Catholic teaching holds that formal cooperation is always immoral, but an appellate judge will almost never be faced with the possibility of formally cooperating with abortion. He or she will almost never have to sign a document authorizing an abortion for example. At most, the judge would say that the woman can have an abortion if she wants to, and that’s material, not formal, cooperation.
The article asserts, again in a way that’s consistent with Catholic teaching, that the morality of material cooperation depends upon the outcome of a “moral balancing test — weighing the importance of doing the act against the gravity of the evil, its proximity, the certainty that one’s act will contribute to it, and” — very important, I think — “the danger of scandal to others.”
“Scandal to others” occurs when those “others” see the believer’s actions and infer that the “wrongdoing is not so wrong,” thereby “provid[ing] material for rationalization and self-deception by people tempted to undertake the same sort of wrong.”
The authors are uncertain whether an appellate judge’s sitting on a capital case amounts to material cooperation with evil because at least sometimes that judge will have to say that the law required a death sentence be imposed. But they conclude that sitting on a capital case concerning habeas corpus does not amount to material cooperation. That’s because in a habeas corpus case the issue is whether a trial judge did something that was within the range authorized by law — not whether the law required the death penalty.
So, for them, an orthodox Catholic judge should recuse himself or herself from imposing the death penalty but need not opt for recusal in habeas cases. They leave open the question about participating in direct appeals, where formal cooperation will be rare and the balancing required by the standard for material cooperation might allow participation.

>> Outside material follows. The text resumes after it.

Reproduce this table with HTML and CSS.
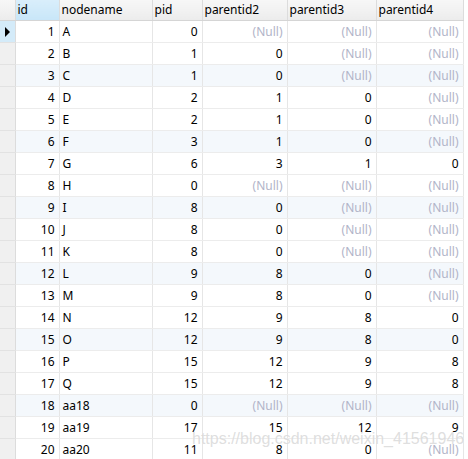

They then examine whether the federal recusal statute requires in death penalty cases the recusal of a Catholic judge, merely by virtue of his or her church membership. They conclude that it does not.
So what are the implications of the analysis for a judge who one knows is or has strong reasons to believe is an orthodox Catholic on the issue of abortion? The relevant recusal statute includes a provision dealing with “appearance of impartiality” and requires recusal if the judge’s impartiality “might reasonably be questioned.” The authors discuss this provision only in connection with a motion to recuse based solely on the judge’s general religious affiliation — identifying as Catholic, Jew, Mormon, or the like.
But, as I noted above, the case is different where the motion rests on assertions about a particular judge’s religious convictions rather than mere affiliations. Is it reasonable to believe that an orthodox Catholic would be subject to reasonable concerns about his or her impartiality in connection with actions that constitute material cooperation with evil?
We have to begin by observing that such a judge could conclude from his or her examination of the relevant purely legal materials that Roe v. Wade was mistaken as a matter of law and should be overruled. After all, many non-Catholic conservatives — and indeed some quite nonreligious conservatives and even some people who identify as liberals — think exactly that.
An orthodox Catholic judge’s views about material cooperation with evil might therefore play no role in his or her decision. The difficulty, though, is that someone observing the judge’s action — the reasonable person whose inferences matter when the “appearance of impartiality” standard is applied — can’t tell the difference between a decision to overrule Roe because the decision was not firmly rooted in the relevant purely legal materials, and a decision to do so because any other course would amount to material cooperation with evil, from the judge’s perspective.